● **WORK TO BE COMPLETED**
Search the listing for the string "components" and copy every line that contains it.

═══ GIVEN DATA ═══

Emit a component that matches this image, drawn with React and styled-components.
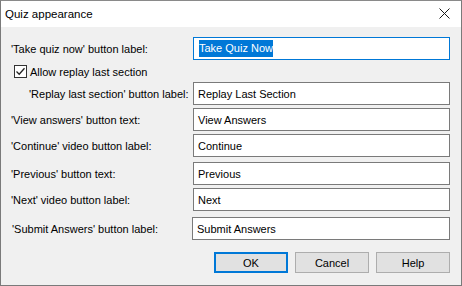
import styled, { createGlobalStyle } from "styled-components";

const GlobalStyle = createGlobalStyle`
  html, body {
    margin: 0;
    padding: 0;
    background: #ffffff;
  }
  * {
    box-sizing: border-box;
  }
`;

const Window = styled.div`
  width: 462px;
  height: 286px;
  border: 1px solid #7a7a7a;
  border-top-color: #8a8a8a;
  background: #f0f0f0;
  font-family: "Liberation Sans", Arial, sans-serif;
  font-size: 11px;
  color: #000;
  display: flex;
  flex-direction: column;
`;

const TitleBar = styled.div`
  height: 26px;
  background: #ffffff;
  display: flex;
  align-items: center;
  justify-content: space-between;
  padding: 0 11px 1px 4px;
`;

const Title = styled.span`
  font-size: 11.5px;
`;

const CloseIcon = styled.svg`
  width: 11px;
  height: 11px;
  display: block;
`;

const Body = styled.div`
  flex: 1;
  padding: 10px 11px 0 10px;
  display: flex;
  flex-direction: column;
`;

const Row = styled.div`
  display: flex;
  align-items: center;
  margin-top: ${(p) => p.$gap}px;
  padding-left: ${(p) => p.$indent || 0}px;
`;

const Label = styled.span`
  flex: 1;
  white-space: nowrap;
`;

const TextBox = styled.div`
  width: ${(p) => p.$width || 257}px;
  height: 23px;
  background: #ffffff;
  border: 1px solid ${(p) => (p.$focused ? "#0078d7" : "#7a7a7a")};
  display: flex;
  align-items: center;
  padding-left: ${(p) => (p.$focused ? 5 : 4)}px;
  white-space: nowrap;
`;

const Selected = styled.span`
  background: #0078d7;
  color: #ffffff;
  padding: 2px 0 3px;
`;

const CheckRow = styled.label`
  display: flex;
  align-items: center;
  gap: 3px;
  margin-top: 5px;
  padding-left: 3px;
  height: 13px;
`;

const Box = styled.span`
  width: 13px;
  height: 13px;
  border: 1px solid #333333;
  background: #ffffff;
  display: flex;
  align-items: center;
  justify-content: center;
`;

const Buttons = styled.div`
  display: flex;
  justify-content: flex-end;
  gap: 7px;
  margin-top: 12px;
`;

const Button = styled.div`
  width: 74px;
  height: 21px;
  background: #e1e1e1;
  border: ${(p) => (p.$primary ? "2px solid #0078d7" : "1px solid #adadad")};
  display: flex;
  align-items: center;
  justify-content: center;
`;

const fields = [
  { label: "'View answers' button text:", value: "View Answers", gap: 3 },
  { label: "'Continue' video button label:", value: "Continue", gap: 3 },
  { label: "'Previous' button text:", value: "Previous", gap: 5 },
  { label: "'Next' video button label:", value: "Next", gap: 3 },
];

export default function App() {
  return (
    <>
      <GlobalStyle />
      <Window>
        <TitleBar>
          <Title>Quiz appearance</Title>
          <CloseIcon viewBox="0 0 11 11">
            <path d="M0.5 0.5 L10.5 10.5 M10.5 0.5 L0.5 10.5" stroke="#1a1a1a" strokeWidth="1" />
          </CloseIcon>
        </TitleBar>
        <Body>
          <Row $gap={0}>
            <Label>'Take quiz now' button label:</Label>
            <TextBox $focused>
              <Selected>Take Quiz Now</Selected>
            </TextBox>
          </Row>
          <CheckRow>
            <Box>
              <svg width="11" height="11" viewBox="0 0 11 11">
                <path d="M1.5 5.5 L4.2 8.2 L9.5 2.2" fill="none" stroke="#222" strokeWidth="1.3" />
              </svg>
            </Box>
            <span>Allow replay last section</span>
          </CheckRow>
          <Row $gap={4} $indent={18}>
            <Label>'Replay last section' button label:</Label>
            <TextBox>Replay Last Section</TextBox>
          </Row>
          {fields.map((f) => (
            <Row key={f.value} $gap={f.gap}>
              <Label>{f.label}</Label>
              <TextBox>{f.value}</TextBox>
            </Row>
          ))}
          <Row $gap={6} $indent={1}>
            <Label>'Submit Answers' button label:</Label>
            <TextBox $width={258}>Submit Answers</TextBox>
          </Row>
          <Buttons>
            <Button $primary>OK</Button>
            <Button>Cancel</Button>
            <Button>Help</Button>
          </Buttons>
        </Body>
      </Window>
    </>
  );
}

═══

● **FINISHED TASK**
Emit a component that matches this image, drawn with React and styled-components.
import styled, { createGlobalStyle } from "styled-components";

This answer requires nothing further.